━━━ Supplied information ━━━
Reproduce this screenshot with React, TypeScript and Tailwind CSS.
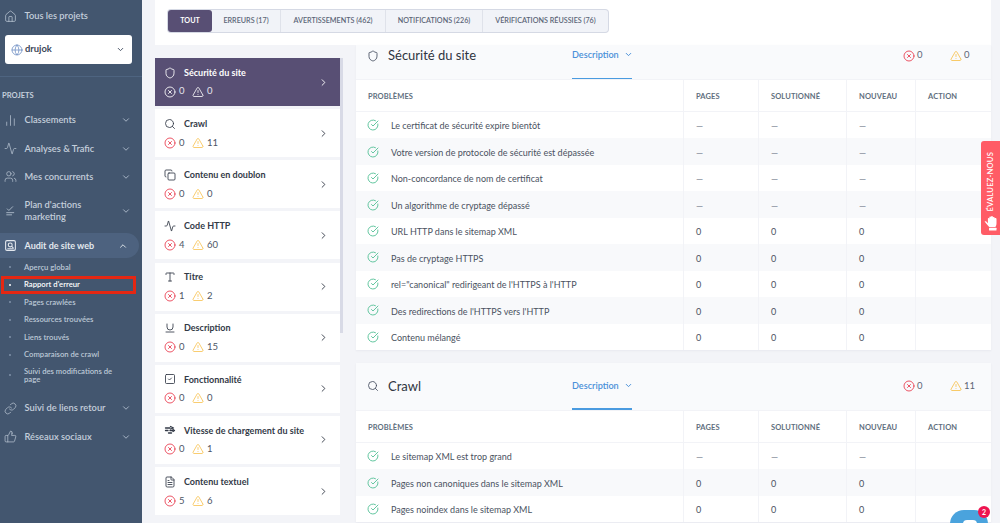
import React from "react";
import { Home, ChevronDown, ChevronUp, ChevronRight, Globe, ChartNoAxesColumn, Activity, Users, Link, ThumbsUp, Shield, Search, Copy, Type, Underline, SquareCheck, FileText, CircleX, TriangleAlert, CircleCheckBig } from "lucide-react";

function PlanIcon({ size = 13, className = "" }: { size?: number; strokeWidth?: number; className?: string }) {
  return (
    <svg width={size} height={size} viewBox="0 0 24 24" fill="none" stroke="currentColor" strokeWidth={1.6} strokeLinecap="round" strokeLinejoin="round" className={className}>
      <path d="M6 9l3 3 7-7" />
      <path d="M5 16h13" />
      <path d="M5 20h9" />
    </svg>
  );
}
function AuditIcon({ size = 13, className = "" }: { size?: number; strokeWidth?: number; className?: string }) {
  return (
    <svg width={size} height={size} viewBox="0 0 24 24" fill="none" stroke="currentColor" strokeWidth={2} strokeLinecap="round" strokeLinejoin="round" className={className}>
      <rect x="3" y="3" width="18" height="18" rx="2.5" />
      <circle cx="11.5" cy="11" r="3.6" />
      <path d="M14.2 13.8L17 16.6" />
      <path d="M7 18h10" />
    </svg>
  );
}
function SpeedIcon({ size = 12, className = "" }: { size?: number; strokeWidth?: number; className?: string }) {
  return (
    <svg width={size} height={size} viewBox="0 0 24 24" fill="none" stroke="currentColor" strokeWidth={2.6} strokeLinecap="round" strokeLinejoin="round" className={className}>
      <path d="M3 8h9" />
      <path d="M3 13h5" />
      <path d="M12 13h6" />
      <path d="M9 18h6" />
      <path d="M13 5l6 3-6 2" />
      <path d="M18 11l3 2-3 2" />
    </svg>
  );
}

const nav1 = [
  { icon: ChartNoAxesColumn, label: "Classements" },
  { icon: Activity, label: "Analyses & Trafic" },
  { icon: Users, label: "Mes concurrents" },
];
const subs = ["Aperçu global", "Rapport d'erreur", "Pages crawlées", "Ressources trouvées", "Liens trouvés", "Comparaison de crawl"];

function NavItem({ icon: Icon, label, h = "h-[28.4px]" }: { icon: any; label: React.ReactNode; h?: string }) {
  return (
    <div className={`flex items-center pl-[4px] pr-[11px] text-[#c3cedb] ${h}`}>
      <Icon size={13} strokeWidth={1.4} className="w-[13px] shrink-0 text-[#b5c1d0]" />
      <div className="ml-[7.5px] flex-1 text-[9.3px] leading-[12px] font-semibold">{label}</div>
      <ChevronDown size={10} strokeWidth={2.2} className="text-[#aebbcc]" />
    </div>
  );
}

function Sidebar() {
  return (
    <aside className="flex h-[523px] w-[142px] shrink-0 flex-col overflow-hidden bg-[#43566f]">
      <div className="flex h-[35px] items-center pb-[3px] pl-[4px] text-[#c3cedb]">
        <Home size={13} strokeWidth={1.3} />
        <span className="ml-[7.5px] text-[9.3px] font-semibold">Tous les projets</span>
      </div>
      <div className="mx-[5px] flex h-[29px] w-[127px] items-center rounded-[3px] bg-white pr-[7px] pl-[6px]">
        <Globe size={12} strokeWidth={1.6} className="text-[#6f8fc4]" />
        <span className="ml-[2px] flex-1 text-[9.4px] font-bold text-[#3b4658]">drujok</span>
        <ChevronDown size={9} strokeWidth={2.6} className="text-[#4a5568]" />
      </div>
      <div className="mt-[12px] h-px bg-[#4e6480]" />
      <div className="mt-[13px] h-[11px] pl-[2px] text-[7.6px] leading-[11px] font-bold text-[#c3cedb]">PROJETS</div>
      <div className="mt-[5px]">
        {nav1.map((n) => (
          <NavItem key={n.label} icon={n.icon} label={n.label} />
        ))}
        <NavItem icon={PlanIcon} h="h-[39px]" label={<>Plan d'actions<br />marketing</>} />
      </div>
      <div className="mt-[3px] flex h-[25px] w-[139px] shrink-0 items-center rounded-r-full bg-[#4d627f] pr-[11px] pl-[4px] text-[#e3e8ee]">
        <AuditIcon size={13} className="shrink-0" />
        <div className="ml-[7.5px] flex-1 text-[9px] font-bold">Audit de site web</div>
        <ChevronUp size={10} strokeWidth={2.2} />
      </div>
      <div className="mt-[1px]">
        {subs.map((s, i) => (
          <div
            key={s}
            className={`-mt-px ml-px flex h-[18.5px] w-[135px] items-center border-[3px] pl-[5px] text-[7.7px] font-semibold ${
              i === 1 ? "border-[#e52713] font-bold text-white" : "border-transparent text-[#bcc8d6]"
            }`}
          >
            <span className={`h-[2px] w-[2px] shrink-0 rounded-full ${i === 1 ? "bg-white" : "bg-[#7f92a8]"}`} />
            <span className="ml-[13px]">{s}</span>
          </div>
        ))}
        <div className="mt-[2px] flex h-[18px] items-center pl-[9px] text-[7.7px] leading-[8.5px] font-semibold text-[#bcc8d6]">
          <span className="h-[2px] w-[2px] shrink-0 rounded-full bg-[#7f92a8]" />
          <span className="ml-[13px] w-[96px]">Suivi des modifications de page</span>
        </div>
      </div>
      <div className="mt-[10px]">
        <NavItem icon={Link} label="Suivi de liens retour" />
        <NavItem icon={ThumbsUp} label="Réseaux sociaux" />
      </div>
    </aside>
  );
}

function Tabs() {
  const tabs = [
    ["ERREURS (17)", "w-[69px]"],
    ["AVERTISSEMENTS (462)", "w-[105px]"],
    ["NOTIFICATIONS (226)", "w-[97px]"],
    ["VÉRIFICATIONS RÉUSSIES (76)", "w-[125px]"],
  ];
  return (
    <div className="flex h-[45px] shrink-0 items-start bg-white pt-[10px] pl-[13px]">
      <div className="flex h-[22px] rounded-[3px] bg-[#f1f3f8] shadow-[0_0_0_1px_#d5d9e4]">
        <div className="flex w-[44px] items-center justify-center rounded-[3px] bg-[#584f74] pt-px text-[7.2px] font-bold text-white">TOUT</div>
        {tabs.map(([t, w], i) => (
          <div key={t} className={`flex items-center justify-center pt-px text-[7.2px] font-semibold text-[#5b6577] ${w} ${i < 3 ? "border-r border-[#dfe2ea]" : ""}`}>
            {t}
          </div>
        ))}
      </div>
    </div>
  );
}

const cards = [
  { icon: Shield, t: "Sécurité du site", e: 0, w: 0 },
  { icon: Search, t: "Crawl", e: 0, w: 11 },
  { icon: Copy, t: "Contenu en doublon", e: 0, w: 0 },
  { icon: Activity, t: "Code HTTP", e: 4, w: 60 },
  { icon: Type, t: "Titre", e: 1, w: 2 },
  { icon: Underline, t: "Description", e: 0, w: 15 },
  { icon: SquareCheck, t: "Fonctionnalité", e: 0, w: 0 },
  { icon: SpeedIcon, t: "Vitesse de chargement du site", e: 0, w: 1 },
  { icon: FileText, t: "Contenu textuel", e: 5, w: 6 },
];

function Card({ c, active }: { c: (typeof cards)[number]; active: boolean }) {
  const Icon = c.icon;
  return (
    <div className={`mb-[3.15px] flex h-[48px] shrink-0 items-center pr-[11px] pl-[9px] ${active ? "bg-[#584f74] text-white" : "bg-white text-[#333a47]"}`}>
      <div className="-mt-px flex-1">
        <div className="flex h-[16px] items-center">
          <Icon size={12} strokeWidth={1.7} className="w-[12px]" />
          <span className="ml-[8px] text-[9px] font-bold">{c.t}</span>
        </div>
        <div className="mt-[4px] flex h-[14px] items-center text-[9.5px]">
          <CircleX size={12} strokeWidth={1.7} className={active ? "text-white" : "text-[#e9384a]"} />
          <span className={`ml-[3px] w-[10px] ${active ? "text-[#e6e4ec]" : "text-[#4d5665]"}`}>{c.e}</span>
          <TriangleAlert size={12} strokeWidth={1.6} className={`ml-[3px] ${active ? "text-white" : "text-[#f8c04d]"}`} />
          <span className={`ml-[3px] ${active ? "text-[#e6e4ec]" : "text-[#4d5665]"}`}>{c.w}</span>
        </div>
      </div>
      <ChevronRight size={11} strokeWidth={2} />
    </div>
  );
}

function Counts({ e, w }: { e: number; w: number }) {
  return (
    <div className="flex items-center text-[9.5px] text-[#5d6676]">
      <CircleX size={12} strokeWidth={1.7} className="text-[#e9384a]" />
      <span className="ml-[2px] w-[33px]">{e}</span>
      <TriangleAlert size={12} strokeWidth={1.7} className="text-[#f8c04d]" />
      <span className="ml-[2px] w-[27px]">{w}</span>
    </div>
  );
}

const grid = "grid grid-cols-[328px_75px_88px_69px_75px]";

function Section({ icon: Icon, title, e, w, clip, rows }: { icon: any; title: string; e: number; w: number; clip?: boolean; rows: [string, boolean][] }) {
  return (
    <section className="shrink-0 bg-white shadow-[0_1px_2px_rgba(60,70,100,0.06)]">
      <div className={`relative flex items-center bg-[#f9fafc] pl-[11px] ${clip ? "h-[34px] pb-[13px]" : "h-[47px]"}`}>
        <Icon size={12} strokeWidth={1.7} className="w-[12px] text-[#454d5e]" />
        <span className="ml-[9px] w-[184px] text-[13px] leading-none text-[#2f3541]">{title}</span>
        <span className="-mt-[2px] flex flex-1 items-center text-[9.1px] font-semibold text-[#4a90d9]">
          Description <ChevronDown size={9} strokeWidth={2.6} className="ml-[5px]" />
        </span>
        <Counts e={e} w={w} />
        <div className="absolute bottom-0 left-[216px] h-[1.5px] w-[60px] bg-[#4a9be0]" />
      </div>
      <div className={`${grid} h-[33px] border-y border-[#f2f3f7] text-[7.5px] font-bold tracking-[0.1px] text-[#5f6f7e]`}>
        {["PROBLÈMES", "PAGES", "SOLUTIONNÉ", "NOUVEAU", "ACTION"].map((h, i) => (
          <div key={h} className={`flex items-center pt-[2px] pl-[12px] ${i < 4 ? "border-r border-[#f2f3f7]" : ""}`}>{h}</div>
        ))}
      </div>
      {rows.map(([t, dash], i) => (
        <div key={t} className={`${grid} h-[26.45px] text-[9px] text-[#4a5261] ${i % 2 ? "bg-[#f8f9fb]" : "bg-white"}`}>
          <div className="flex items-center border-r border-[#f2f3f7] pt-[2px] pl-[11px]">
            <CircleCheckBig size={12} strokeWidth={1.9} className="-mt-[2px] text-[#5cc39b]" />
            <span className="ml-[12px]">{t}</span>
          </div>
          {[0, 1, 2].map((k) => (
            <div key={k} className={`flex items-center border-r border-[#f2f3f7] pt-[2px] pl-[12px] ${dash ? "text-[#7d8593]" : ""}`}>{dash ? "—" : "0"}</div>
          ))}
          <div />
        </div>
      ))}
    </section>
  );
}

const secu: [string, boolean][] = [
  ["Le certificat de sécurité expire bientôt", true],
  ["Votre version de protocole de sécurité est dépassée", true],
  ["Non-concordance de nom de certificat", true],
  ["Un algorithme de cryptage dépassé", true],
  ["URL HTTP dans le sitemap XML", false],
  ["Pas de cryptage HTTPS", false],
  ["rel=\"canonical\" redirigeant de l'HTTPS à l'HTTP", false],
  ["Des redirections de l'HTTPS vers l'HTTP", false],
  ["Contenu mélangé", false],
];
const crawl: [string, boolean][] = [
  ["Le sitemap XML est trop grand", true],
  ["Pages non canoniques dans le sitemap XML", false],
  ["Pages noindex dans le sitemap XML", false],
];

export default function App() {
  return (
    <div className="relative flex h-[523px] w-[1000px] overflow-hidden bg-[#f3f4f8] font-['Lato',sans-serif]">
      <Sidebar />
      <main className="ml-[13px] flex w-[836px] shrink-0 flex-col">
        <Tabs />
        <div className="flex min-h-0 flex-1">
          <div className="relative mt-[13px] mr-[16px] flex w-[185px] shrink-0 flex-col">
            {cards.map((c, i) => (
              <Card key={c.t} c={c} active={i === 0} />
            ))}
            <div className="absolute top-0 left-[185px] h-[275px] w-[3px] bg-[#d8dae6]" />
          </div>
          <div className="flex w-[635px] shrink-0 flex-col gap-[13px]">
            <Section icon={Shield} title="Sécurité du site" e={0} w={0} clip rows={secu} />
            <Section icon={Search} title="Crawl" e={0} w={11} rows={crawl} />
          </div>
        </div>
      </main>
      <div className="absolute top-[141px] right-0 flex h-[94px] w-[19px] flex-col items-center justify-end rounded-l-[3px] bg-[#ff5c66] pb-[4px] text-white">
        <span className="mb-[3px] rotate-180 text-[7.6px] font-semibold tracking-[0.2px] [writing-mode:vertical-rl]">ÉVALUEZ-NOUS</span>
        <svg width="14" height="16" viewBox="0 0 14 16" fill="white">
          <path d="M0.6 6.6C1.3 6 2.4 6.3 3.2 7.4L3.9 8.3V3.4C3.9 2.7 5.2 2.7 5.4 3.4V2C5.4 1.2 6.9 1.2 7.1 2V1.5C7.1.7 8.7.7 8.9 1.6V2.4C9.2 1.7 10.6 1.8 10.7 2.7V3.4C11.1 2.9 12.4 3 12.5 4V8.2C12.5 10 12 11 11.4 11.9H5.2C4.4 11.3 3.4 9.9 2.6 9L0.6 6.6Z" />
          <rect x="5" y="12.8" width="7.5" height="2.8" rx="0.5" />
        </svg>
      </div>
      <div className="absolute top-[510px] left-[950px] h-[40px] w-[38px] rounded-[14px] bg-[#4aa3dd]">
        <div className="absolute top-[10px] left-[13px] h-[12px] w-[14px] rounded-[4px] bg-white" />
      </div>
      <div className="absolute top-[506px] left-[978px] flex h-[12px] w-[12px] items-center justify-center rounded-full bg-[#ee1450] text-[7px] font-bold text-white">2</div>
    </div>
  );
}
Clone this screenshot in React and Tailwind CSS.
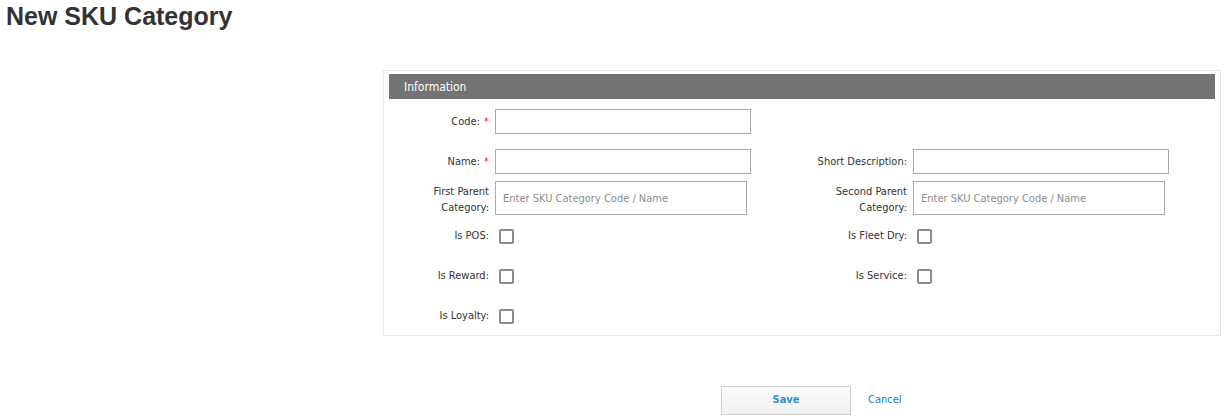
import React from 'react';

const font = { fontFamily: "'DejaVu Sans Condensed', 'Liberation Sans', sans-serif" };

const Label = ({ children, required, className = '' }) => (
    <div className={`shrink-0 text-right text-[11px] leading-[16px] text-[#333] ${className}`}>
        {children}
        {required && <span className="text-[#e3262b] ml-[4px]">*</span>}
    </div>
);

const TextInput = ({ placeholder, tall }) => (
    <input
        type="text"
        placeholder={placeholder}
        className={`border border-[#a9a9a9] bg-white px-[7px] text-[11px] text-[#333] placeholder:text-[#8c8c8c] outline-none ${tall ? 'w-[252px] h-[34px]' : 'w-[256px] h-[25px]'}`}
    />
);

const Check = () => (
    <div className="w-[15px] h-[15px] rounded-[2px] border-2 border-[#8d8b96] bg-white ml-[4px]" />
);

const Half = ({ children, align = 'items-center' }) => (
    <div className={`flex ${align} flex-1`}>{children}</div>
);

export default function App() {
    return (
        <div className="w-[1226px] h-[419px] bg-white" style={font}>
            <h1
                className="pl-[6px] pt-[1px] text-[25px] leading-[30px] font-bold text-[#333]"
                style={{ fontFamily: "'Liberation Sans', Arial, sans-serif" }}
            >
                New SKU Category
            </h1>

            <div className="ml-[383px] mt-[39px] w-[838px] border border-[#e6e6e2] px-[5px] pt-[3px] pb-[6px]">
                {/* Header */}
                <div className="h-[25px] bg-[#737373] pl-[15px] flex items-center text-white text-[12px]">
                    Information
                </div>

                <div className="flex flex-col">
                    {/* Code */}
                    <div className="flex items-center mt-[10px]">
                        <Half>
                            <Label required className="w-[100px] mr-[6px]">Code:</Label>
                            <TextInput />
                        </Half>
                        <Half />
                    </div>

                    {/* Name / Short Description */}
                    <div className="flex items-center mt-[15px]">
                        <Half>
                            <Label required className="w-[100px] mr-[6px]">Name:</Label>
                            <TextInput />
                        </Half>
                        <Half>
                            <Label className="w-[105px] mr-[6px]">Short Description:</Label>
                            <TextInput />
                        </Half>
                    </div>

                    {/* Parent categories */}
                    <div className="flex mt-[7px]">
                        <Half align="items-end">
                            <Label className="w-[100px] mr-[6px] mb-[-1px]">First Parent<br />Category:</Label>
                            <TextInput tall placeholder="Enter SKU Category Code / Name" />
                        </Half>
                        <Half align="items-end">
                            <Label className="w-[105px] mr-[6px] mb-[-1px]">Second Parent<br />Category:</Label>
                            <TextInput tall placeholder="Enter SKU Category Code / Name" />
                        </Half>
                    </div>

                    {/* Flags */}
                    <div className="flex items-center h-[24px] mt-[9px]">
                        <Half>
                            <Label className="w-[100px] mr-[6px]">Is POS:</Label>
                            <Check />
                        </Half>
                        <Half>
                            <Label className="w-[105px] mr-[6px]">Is Fleet Dry:</Label>
                            <Check />
                        </Half>
                    </div>
                    <div className="flex items-center h-[24px] mt-[16px]">
                        <Half>
                            <Label className="w-[100px] mr-[6px]">Is Reward:</Label>
                            <Check />
                        </Half>
                        <Half>
                            <Label className="w-[105px] mr-[6px]">Is Service:</Label>
                            <Check />
                        </Half>
                    </div>
                    <div className="flex items-center h-[24px] mt-[16px] mb-[1px]">
                        <Half>
                            <Label className="w-[100px] mr-[6px]">Is Loyalty:</Label>
                            <Check />
                        </Half>
                        <Half />
                    </div>
                </div>
            </div>

            {/* Actions */}
            <div className="flex items-center ml-[721px] mt-[50px]">
                <button className="w-[130px] h-[29px] border border-[#cfcfcf] bg-gradient-to-b from-[#fbfbfb] to-[#f0f0f0] text-[11px] font-semibold text-[#2a8fd4]">
                    Save
                </button>
                <a className="ml-[17px] text-[11px] text-[#1f7bc4] cursor-pointer">Cancel</a>
            </div>
        </div>
    );
}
━━━
# Do this
Lines containing the word "Tailwind" must all be returned from the material above.

# Response to this task
Reproduce this screenshot with React, TypeScript and Tailwind CSS.
Clone this screenshot in React and Tailwind CSS.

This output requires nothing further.